Date:   Mon, 30 Jan 2023 12:13:26 +0100
From:   Borislav Petkov <bp@alien8.de>
To:     Dionna Glaze <dionnaglaze@google.com>
Cc:     linux-kernel@vger.kernel.org, x86@kernel.org,
        Tom Lendacky <Thomas.Lendacky@amd.com>,
        Paolo Bonzini <pbonzini@redhat.com>,
        Joerg Roedel <jroedel@suse.de>,
        Peter Gonda <pgonda@google.com>,
        Thomas Gleixner <tglx@linutronix.de>,
        Dave Hansen <dave.hansen@linux.intel.com>,
        Ingo Molnar <mingo@redhat.com>,
        "H. Peter Anvin" <hpa@zytor.com>,
        Venu Busireddy <venu.busireddy@oracle.com>,
        Michael Roth <michael.roth@amd.com>,
        "Kirill A. Shutemov" <kirill@shutemov.name>,
        Michael Sterritt <sterritt@google.com>
Subject: Re: [PATCH v13 1/4] virt/coco/sev-guest: Add throttling awareness
Message-ID: <Y9emVjoTBrM2+Y5P@zn.tnic>
References: <20230124211455.2563674-1-dionnaglaze@google.com>
 <20230124211455.2563674-2-dionnaglaze@google.com>
MIME-Version: 1.0
Content-Type: text/plain; charset=utf-8
Content-Disposition: inline
In-Reply-To: <20230124211455.2563674-2-dionnaglaze@google.com>
Precedence: bulk

On Tue, Jan 24, 2023 at 09:14:52PM +0000, Dionna Glaze wrote:
> The host is permitted and encouraged to throttle guest requests to the
> AMD-SP since it is a shared resource across all VMs. Without
> throttling-awareness, the host returning an error will immediately lock
> out access to the VMPCK, which makes the VM less useful as it can't
> attest itself. Since throttling is expected to be a common occurrence, a
> cooperative host can return a VMM error code that the request was
> throttled.

So where is this concept of guest throttling documented?

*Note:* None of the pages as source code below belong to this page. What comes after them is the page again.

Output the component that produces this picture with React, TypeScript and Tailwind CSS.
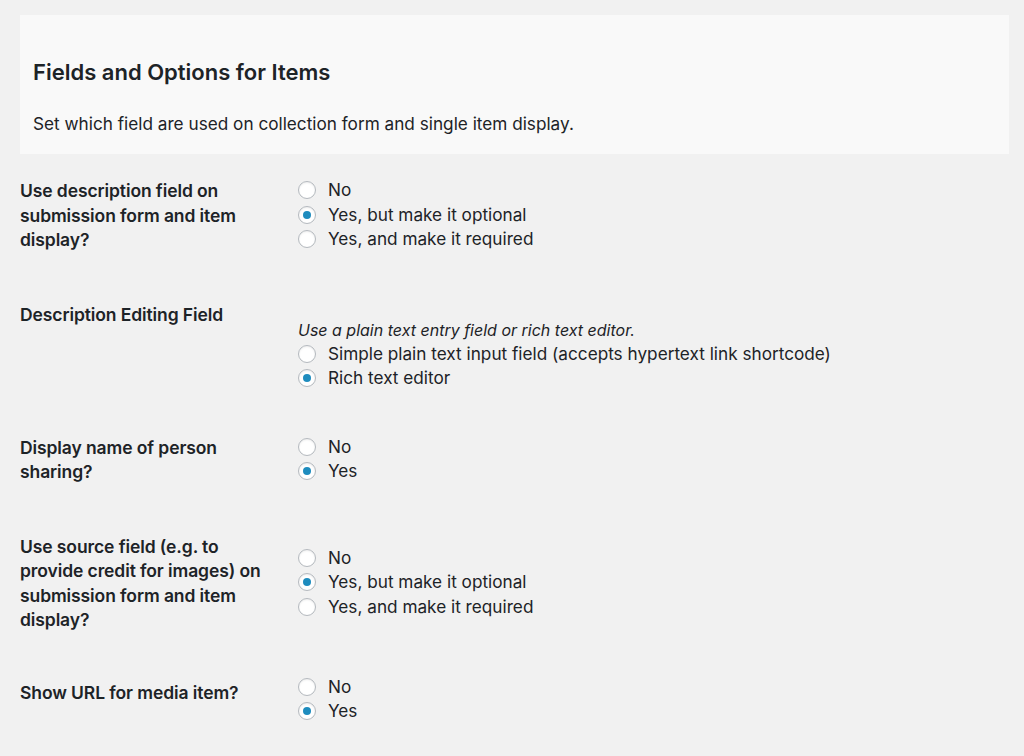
import React from 'react';

type Option = { label: string; checked?: boolean };

interface FieldRow {
  label: string;
  options: Option[];
  description?: string;
  rowPad: string;
  optPad: string;
}

const rows: FieldRow[] = [
  {
    label: 'Use description field on submission form and item display?',
    options: [{ label: 'No' }, { label: 'Yes, but make it optional', checked: true }, { label: 'Yes, and make it required' }],
    rowPad: 'pt-[25px]',
    optPad: '-mt-[1px]',
  },
  {
    label: 'Description Editing Field',
    description: 'Use a plain text entry field or rich text editor.',
    options: [
      { label: 'Simple plain text input field (accepts hypertext link shortcode)' },
      { label: 'Rich text editor', checked: true },
    ],
    rowPad: 'pt-[50px]',
    optPad: 'mt-[16px]',
  },
  {
    label: 'Display name of person sharing?',
    options: [{ label: 'No' }, { label: 'Yes', checked: true }],
    rowPad: 'pt-[45px]',
    optPad: '-mt-[1px]',
  },
  {
    label: 'Use source field (e.g. to provide credit for images) on submission form and item display?',
    options: [{ label: 'No' }, { label: 'Yes, but make it optional', checked: true }, { label: 'Yes, and make it required' }],
    rowPad: 'pt-[50px]',
    optPad: 'mt-[11px]',
  },
  {
    label: 'Show URL for media item?',
    options: [{ label: 'No' }, { label: 'Yes', checked: true }],
    rowPad: 'pt-[48px]',
    optPad: '-mt-[6px]',
  },
];

const Radio: React.FC<{ checked?: boolean }> = ({ checked }) => (
  <span className="flex h-[18px] w-[18px] shrink-0 items-center justify-center rounded-full border border-[#b4b9be] bg-white shadow-[inset_0_1px_2px_rgba(0,0,0,0.08)]">
    {checked && <span className="h-[8px] w-[8px] rounded-full bg-[#1e8cbe]" />}
  </span>
);

const App: React.FC = () => {
  return (
    <div
      className="min-h-[756px] bg-[#f1f1f1] pt-[15px] pb-[40px] text-[#1d2327]"
      style={{ fontFamily: 'Inter, "Noto Sans", sans-serif' }}
    >
      <div className="ml-[20px] w-[989px] bg-[#f9f9f9] pt-[45px] pb-[18px] pl-[13px]">
        <h2 className="text-[22px] leading-[24px] font-semibold">Fields and Options for Items</h2>
        <p className="mt-[28px] text-[17.2px] leading-[24px]">
          Set which field are used on collection form and single item display.
        </p>
      </div>

      {rows.map((row) => (
        <div key={row.label} className={`flex items-start ${row.rowPad}`}>
          <div className="w-[298px] shrink-0 pl-[20px] pr-[28px] text-[17.5px] leading-[24.5px] font-semibold tracking-[-0.1px]">
            {row.label}
          </div>
          <div className={row.optPad}>
            {row.description && (
              <p className="text-[16px] leading-[23px] italic">{row.description}</p>
            )}
            {row.options.map((opt) => (
              <label key={opt.label} className="flex h-[24.5px] items-center text-[17.2px]">
                <Radio checked={opt.checked} />
                <span className="ml-[12px]">{opt.label}</span>
              </label>
            ))}
          </div>
        </div>
      ))}
    </div>
  );
};

export default App;
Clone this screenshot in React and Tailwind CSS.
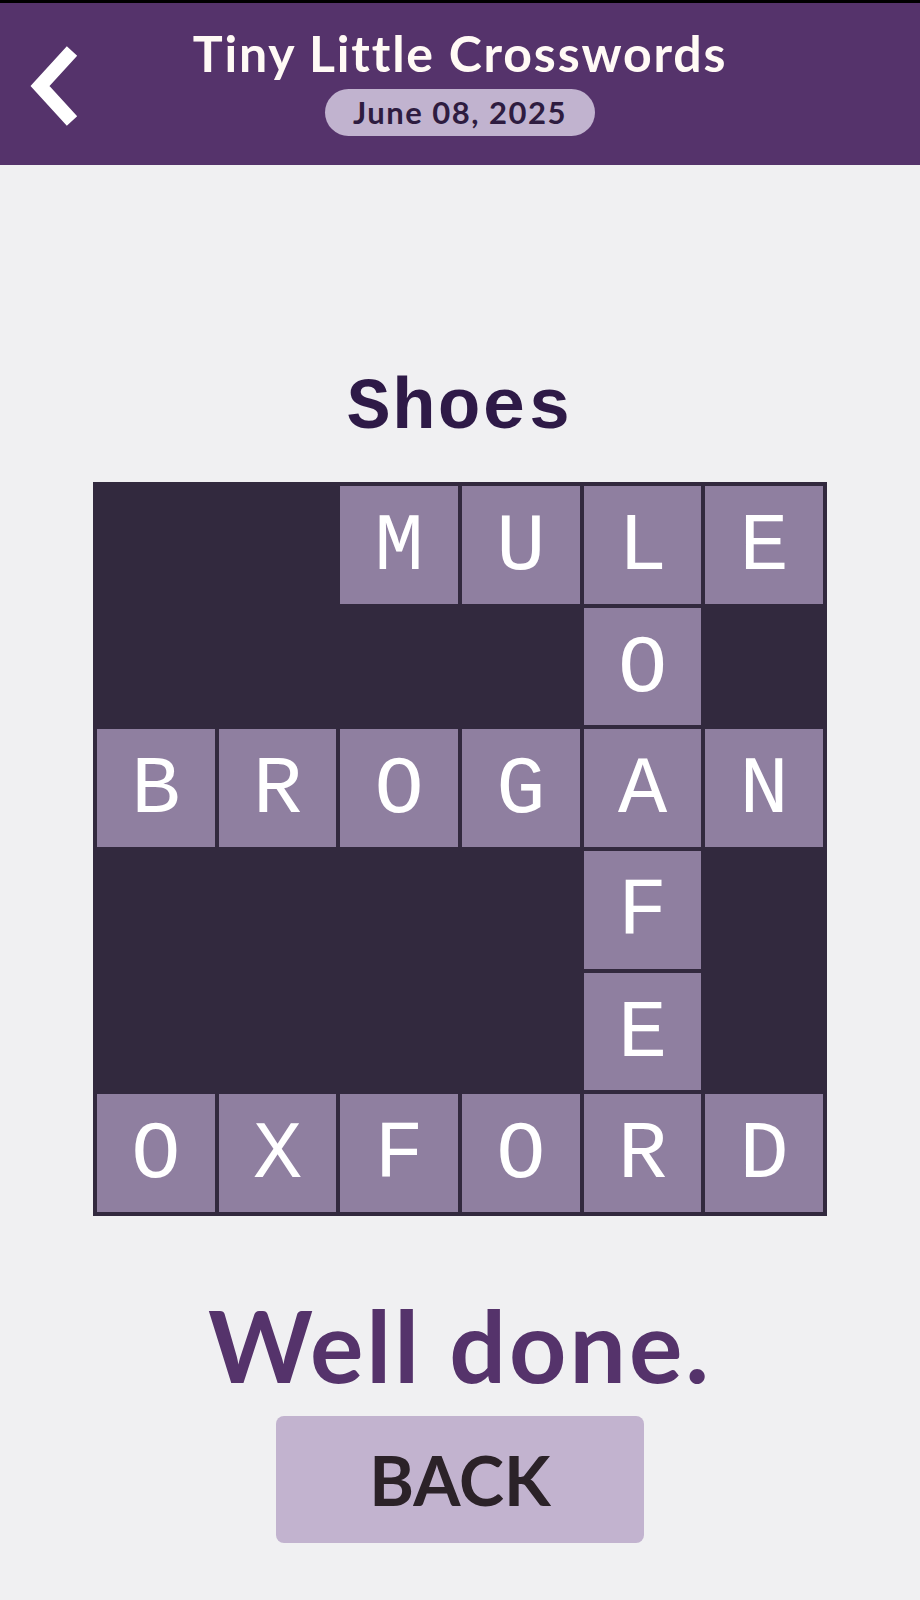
import React from 'react';

// solved board, "." marks a blocked square
const ROWS = [
  '..MULE',
  '....O.',
  'BROGAN',
  '....F.',
  '....E.',
  'OXFORD',
];

const BackChevron = () => (
  <svg width="60" height="90" viewBox="0 0 60 90" fill="none">
    <polyline
      points="48,10 16,45 48,80"
      stroke="#ffffff"
      strokeWidth="14"
      strokeLinecap="butt"
      strokeLinejoin="miter"
    />
  </svg>
);

const Cell = ({ ch }) =>
  ch === '.' ? (
    <div className="aspect-square" />
  ) : (
    <div className="aspect-square bg-[#8f7fa0] flex items-center justify-center pt-[6px] text-white text-[82px] leading-none font-['Liberation_Mono',monospace]">
      {ch}
    </div>
  );

export default function App() {
  return (
    <div className="min-h-[1600px] bg-[#f0f0f2] font-['Lato',sans-serif]">
      <header className="h-[165px] border-t-[3px] border-black bg-[#55336b] grid grid-cols-[1fr_auto_1fr]">
        <div className="pl-[24px] pt-[38px]">
          <BackChevron />
        </div>
        <div className="flex flex-col items-center pt-[25px]">
          <h1 className="text-[50px] leading-none font-bold tracking-[1.8px] text-[#fffaf5]">
            Tiny Little Crosswords
          </h1>
          <div className="mt-[11px] h-[47px] w-[270px] rounded-full bg-[#c1b3cf] flex items-center justify-center text-[31px] font-bold tracking-[1.5px] text-[#2e1c40]">
            June 08, 2025
          </div>
        </div>
        <div />
      </header>

      <main className="flex flex-col items-center">
        <h2 className="mt-[208px] text-[72px] leading-none font-bold tracking-[2px] text-[#2e1a47] font-['Liberation_Mono',monospace]">
          Shoes
        </h2>

        <div className="mt-[37px] w-[734px] bg-[#32293e] p-1 grid grid-cols-6 gap-1">
          {ROWS.map((row, r) =>
            row.split('').map((ch, c) => <Cell key={`${r}-${c}`} ch={ch} />)
          )}
        </div>

        <p className="mt-[78px] text-[100px] leading-none font-bold tracking-[3px] text-[#55336b]">
          Well done.
        </p>

        <button className="mt-[22px] w-[368px] h-[127px] rounded-lg bg-[#c2b3cf] text-[68px] font-bold text-[#2b2228]">
          BACK
        </button>
      </main>
    </div>
  );
}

It sounds like this is something hypervisors do and it is all fine and
great to do that but where does it say: yes, this is what we do and this
is the usual behavior that's expected from guests and HVs to adhere to
when accessing this shared resource?

Tom, is that in the spec somewhere perhaps? Or was this decided upon on
some call?

In any case, I'd like for us to document it somewhere eventually if that
hasn't happened yet so that all parties are clear on what is supposed to
happen and what the protocol is.

> +retry:
>  	/*
>  	 * Call firmware to process the request. In this function the encrypted
>  	 * message enters shared memory with the host. So after this call the
> @@ -346,6 +347,14 @@ static int handle_guest_request(struct snp_guest_dev *snp_dev, u64 exit_code, in
>  	 */
>  	rc = snp_issue_guest_request(exit_code, &snp_dev->input, &err);
>  
> +	/*
> +	 * The host may return SNP_GUEST_REQ_ERR_EBUSY if the request has been
> +	 * throttled. Retry in the driver to avoid returning and reusing the
> +	 * message sequence number on a different message.
> +	 */
> +	if (err == SNP_GUEST_REQ_ERR_BUSY)
> +		goto retry;

I don't like even potential endless loops.

How about you turn this into a loop with a sufficiently large retry
count which, when depleted, gets this request failed with a -ETIMEDOUT
or what not?

You could also stick a cond_resched() in that loop so that it can take a
breather between the requests and doesn't hammer the hw as much.

Thx.

-- 
Regards/Gruss,
    Boris.

https://people.kernel.org/tglx/notes-about-netiquette